There is a unique solution, and it can be found by logic alone (i.e., human-level logic that doesn't require backtracking of more than a few steps). A few things to note that help with the process of elimination:
- Any two boxes connected to each other by a solid line contain subsets differing in size by exactly one; and so any two boxes connected to each other by a solid path with an even (odd) length contain subsets differing in size by an even (odd) number.
- All pairs of boxes joined by a dotted line are separated by an even-length solid path, and hence differ in size by an even number of elements, except the pair in the lower left.
- The subset $\{1\}$ can't lie on a dotted line, since it's the unique subset with the highest value $1$.
- The subsets $\{1,2\}$ and $\{2\}$ have the property that if either of them is on a dotted line, it's connected to the other by that line, since they're the unique subsets with the highest value $2$. By fact 2., since they differ in size by an odd number of elements, they either both go in the pair of boxes on the lower left, or neither is on a dotted line.

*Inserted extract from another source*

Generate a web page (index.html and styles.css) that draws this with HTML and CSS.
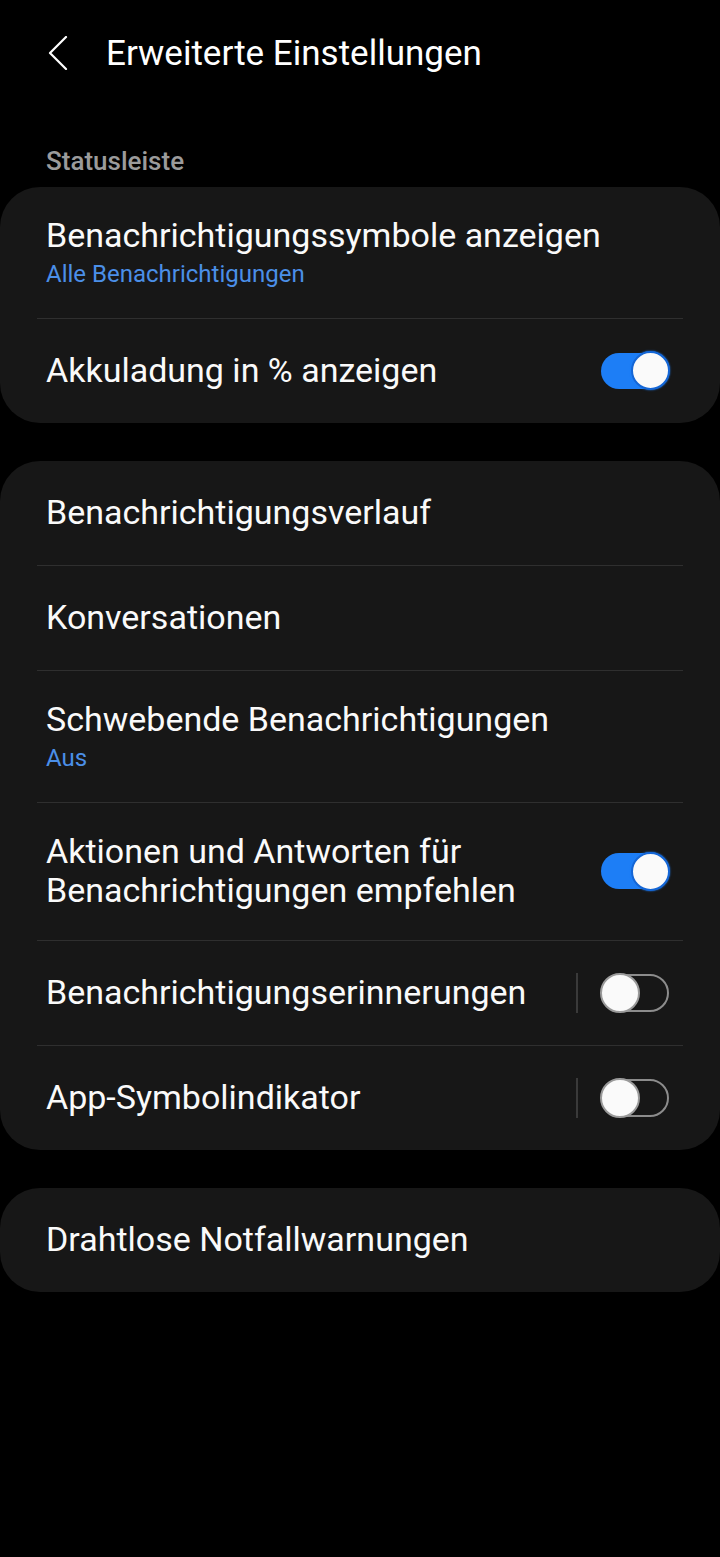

By fact 1., the subset $\{1\}$ needs to go in one of the four boxes not on any dotted line. Three of those boxes are part of solid-solid-dotted triangles: the subset $\{1\}$ can't go at the solid-solid vertex of any of those, either, because its neighbors would have to be of the form $\{1,a\}$ and $\{1,b\}$, with $a=b$ (because of the dotted line) and $a\neq b$ (because they are different boxes): a contradiction. That leaves the upper right-hand corner as the unique location for $\{1\}$.
By fact 4., $\{2\}$ and $\{1,2\}$ either (a) both go in the pair of boxes on the lower left, or (b) neither touches a dotted line. If it's (b), then there are three places left that they can go: the two boxes on the lower right, and the box next to $\{1\}$ in the upper right. They can't both go in the two boxes on the lower right (even-solid-distance), so one must go next to $\{1\}$... that would have to be $\{1,2\}$ because of the solid connection to $\{1\}$. But $\{1,2\}$'s other solid-line neighbors would have to be $\{1,3\}$ and $\{1,4\}$, which don't have the same highest element, and so (b) is a contradiction. Therefore one of $\{2\}$ and $\{1,2\}$ goes on the extreme lower left: that's an even-solid-distance from the upper right, which contains $\{1\}$, so $\{2\}$ must be on the lower left. And $\{1,2\}$ is just above it.
All the remaining boxes and dotted lines are in solid-solid-dotted triangles (some are in more than one). If $\{1,3\}$ or $\{2,3\}$ are on a dotted line, they must be connected to the other by it (only two even-size subsets with the highest value $3$), and the remaining vertex in the solid-solid-dotted triangle must be $\{1,2,3\}$ or $\{3\}$. They also can't go in the boxes on the lower right (even-solid-distance from the upper right), leaving only one box not on a dotted line, so they must be on a dotted line. It can't be the long dotted line (no other highest-number-$3$ and even-size partner), or either of the two short dotted lines an even-solid-distance from the upper right. That leaves the upper left corner and the box to its southeast for $\{1,3\}$ and $\{2,3\}$, and forces $\{1,2,3\}$ into the box above $\{1,2\}$ (since the other choice, $\{3\}$, can't be joined by a solid line to $\{1,2\}$). Now $\{3\}$ must be to its southeast, since it's the only highest-number-$3$ partner left.
The upper left can't be $\{2,3\}$, because the only ways to get from $\{1\}$ to $\{2,3\}$ with three solid lines use $\{1,2\}$ or $\{1,3\}$, which aren't available; so it must be $\{1,3\}$, and the other boxes in the top row must then be $\{1,4,3\}$ and $\{1,4\}$ (left to right).
The rest can now be filled in rapidly. $\{2,4\}$ to the right of $\{2\}$. $\{3,4\}$ to the right of $\{3\}$. $\{1,2,3,4\}$ to the northeast of $\{3,4\}$ (only even-sized subset left). $\{2,3,4\}$ connecting $\{3,4\}$ to $\{1,2,3,4\}$ by solid lines. $\{4\}$ connecting $\{2,4\}$ and $\{3,4\}$ by solid lines. And $\{1,2,4\}$ connecting $\{1,4\}$ and $\{1,2,3,4\}$ by solid lines. And done.